La reprise envisagée de Taïwan par la force
La Chine prépare aussi une initiative sur Taïwan. La répression à Hong-Kong montre la détermination de la Chine de faire preuve de la plus grande fermeté voire la plus grande brutalité pour, à terme, reprendre le contrôle de Taiwan. Jamais la volonté de récupérer cette partie du territoire, au besoin par la force, ne s’est exprimée aussi brusquement et publiquement. La force reste plus que jamais une option. Sur cette question, les Chinois ont beaucoup appris, eux aussi, du conflit ukrainien. Ils savent que pour intervenir militairement, il leur faudra disposer d’une supériorité incontestable sur le plan militaire, surtout une flotte, des missiles, des avions afin de dominer par mer, air et terre.
Si les Chinois ne semblent pas encore prêts, les récentes simulations d’attaque par missiles faites par l’armée en avril 2023 tendent à démontrer la vulnérabilité du territoire.
Ces simulations sont destinées aussi bien aux autorités de Taiwan qu’aux gouvernements occidentaux, en premier lieu les Etats-Unis. Toutefois, quel que soit le degré d’avancement d’une telle éventualité, un facteur devra être pris en compte : la capacité extraordinaire de résistance des habitants de Taïwan, de la même manière qu’elle a eu lieu et continue à s’exercer en Ukraine.
La diplomatie chinoise, souvent complexe, manie le chaud et le froid. Ce n’est pas un hasard si le chef de l’État Xi Jinping a reçu au mois de juillet 2023 l’ancien secrétaire d’État Henry Kissinger âgé de cent ans, tout un symbole alors que c’est lors de la rencontre, qui eut lieu au mois de février 1972 entre Richard Nixon le président américain et le fondateur de la Chine populaire Mao Zedong, laquelle avait été minutieusement préparée dans le plus grand secret par Henry Kissinger lors d’une visite à Pékin en juillet 1971, que fut scellé ce qui allait devenir le socle des relations entre les deux pays pendant des décennies. Il s’agissait de consacrer la notion d’une seule Chine, privilégier le règlement pacifique de la question de Taïwan, mais aussi de forger le principe de l’ambiguïté stratégique sur le sort futur de cette île en laissant planer un doute sur ce que pourrait être la réaction américaine en cas d’invasion par la Chine.
Il n’en demeure pas moins qu’au-delà de Taïwan, les impérialismes se manifestent également de la façon la plus agressive possible en mer du Japon et en mer de Chine méridionale.
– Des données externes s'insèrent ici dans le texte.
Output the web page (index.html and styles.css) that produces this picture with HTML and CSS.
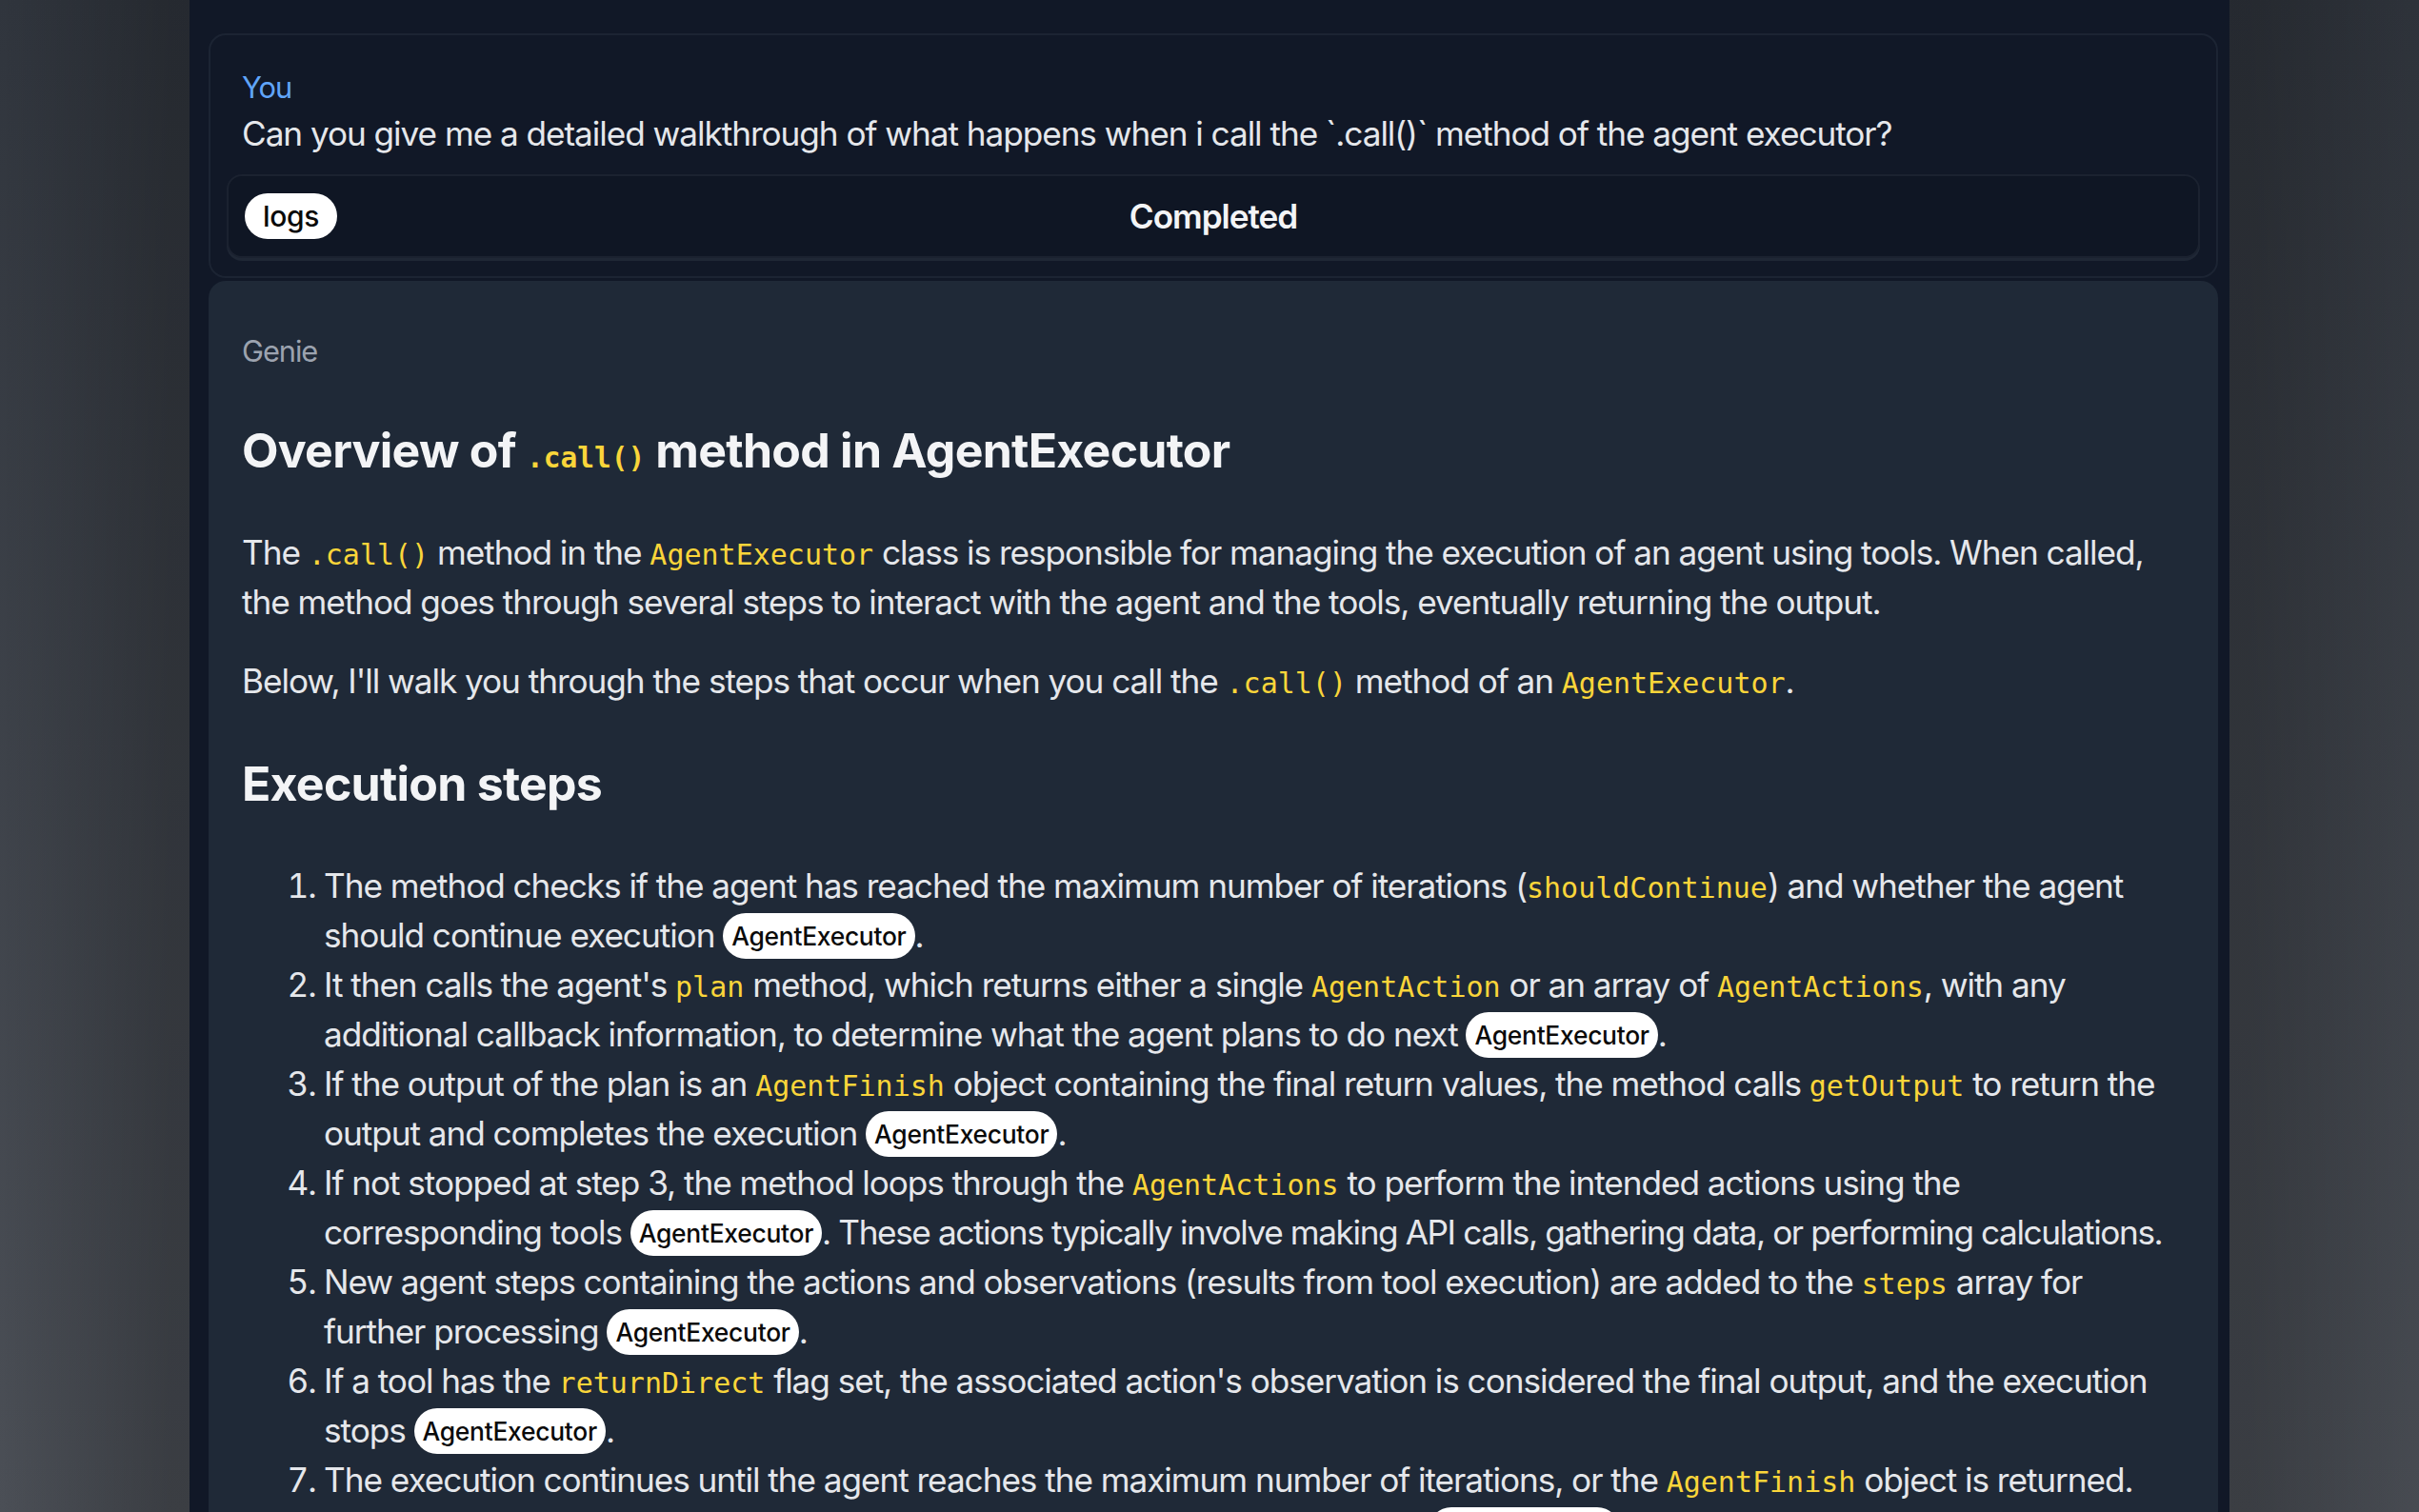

Le 20 juillet 2023, alors que les dirigeants de l’OTAN venaient de se réunir à Vilnius en Lituanie, des manœuvres militaires conjointes entre la Chine et la Russie partaient de la région de Qingdao pour se rendre vers Taiwan non loin des côtes de ce territoire.
Les îles Spratleys et Paracels en mer de Chine méridionale
La Chine et la Russie sont deux grandes puissances qui revendiquent des îles et territoires dans cette partie de la mer de Chine.
Pour commencer par la Chine, outre Taïwan, ce pays revendique, dans cette partie du territoire de la mer de Chine méridionale, une partie des îles Spratleys et Paracels que d’autres pays dont la Malaisie, les Philippines et le Vietnam considèrent qu’elles leur appartiennent.
Ces îles ne sont pas beaucoup peuplées mais représentent un intérêt stratégique majeur, en raison de leur positionnement, leurs richesses en pétrole et en gaz, et tracent une route maritime par où transite plus d’un tiers du trafic maritime mondial.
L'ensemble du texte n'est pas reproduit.